M. Nikolaï Afanassievsky a répondu que la situation actuelle au Kosovo donnait raison à la Russie : la violence n'a rien résolu ; la presse exprime plus de doutes que de certitudes, un an après les frappes.

Il a fait état de la première réunion, depuis un an, du Groupe de contact, et des divergences qui y sont apparues entre la Russie et certains de ses partenaires occidentaux. Celle-ci s'inquiète de l'évolution de la situation. On assiste, impuissant voire complaisant, à un mouvement vers l'indépendance du Kosovo, contraire à la résolution des Nations Unies, dangereux pour la région, car susceptible d'entraîner l'éclatement de la Macédoine et la constitution d'une grande Albanie sous la coupe de l'UCK. M. Ibrahim Rugova n'est pas en mesure de l'emporter ; les élections locales risquent d'être gagnées par l'UCK. Il convient d'agir pour isoler les dirigeants séparatistes et les extrémistes et maintenir l'ambiguïté constructive de la résolution. A cet égard, l'attitude américaine est peu claire et dangereuse. Il faudra discuter du statut final avec la partie serbe et se libérer du réflexe qui consiste à faire porter systématiquement la responsabilité sur le Président Milosevic, faute de quoi on répétera les mêmes erreurs.
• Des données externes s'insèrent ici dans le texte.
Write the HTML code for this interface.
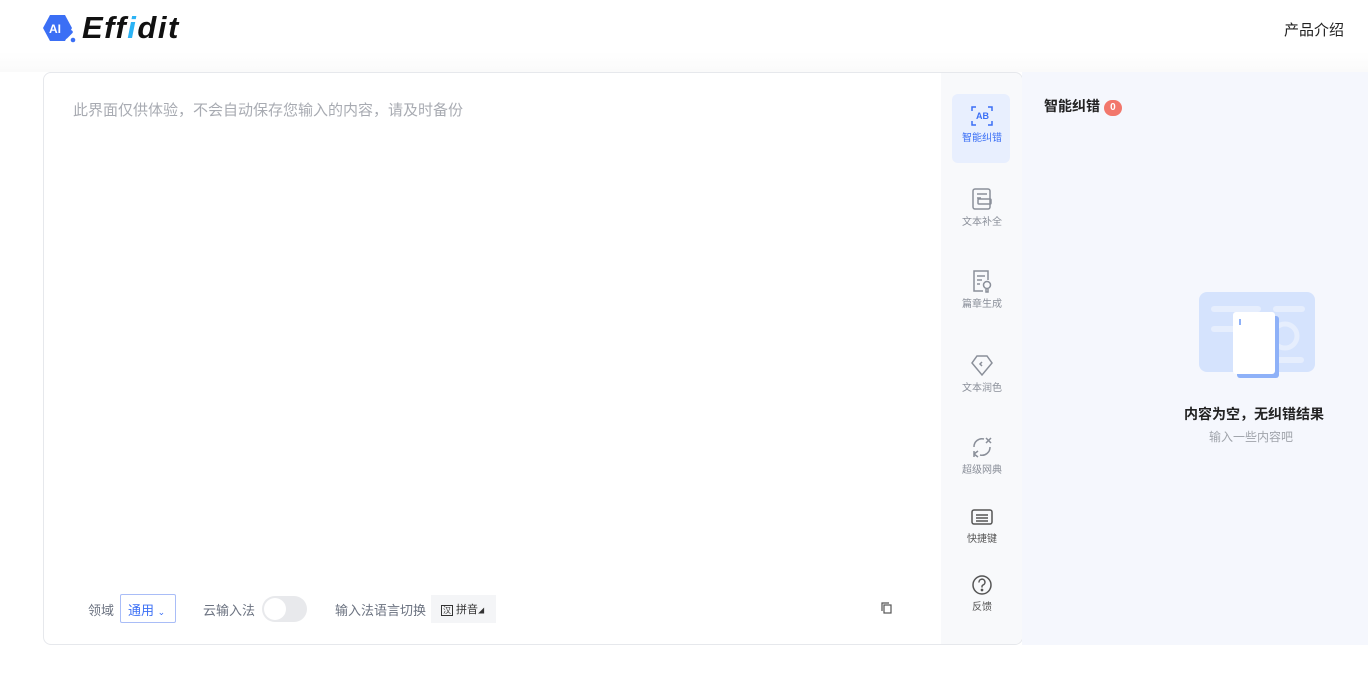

L'idée d'Europe est conçue de manière plus ou moins extensive. Pour la Russie, la signification la plus large s'impose et la question de son appartenance à l'Europe ne se pose même pas : elle est évidente. Ainsi, la Russie a beaucoup fait pour assurer l'enracinement de cette appartenance, et il n'est pas certain qu'un tel effort ait été conduit en France dans l'autre sens. Pour permettre la mise en place de cette Europe de l'Atlantique à l'Oural, voire à l'extrême Orient russe, la Russie est prête à participer à une coopération pour assurer la stabilité et la sécurité en Europe.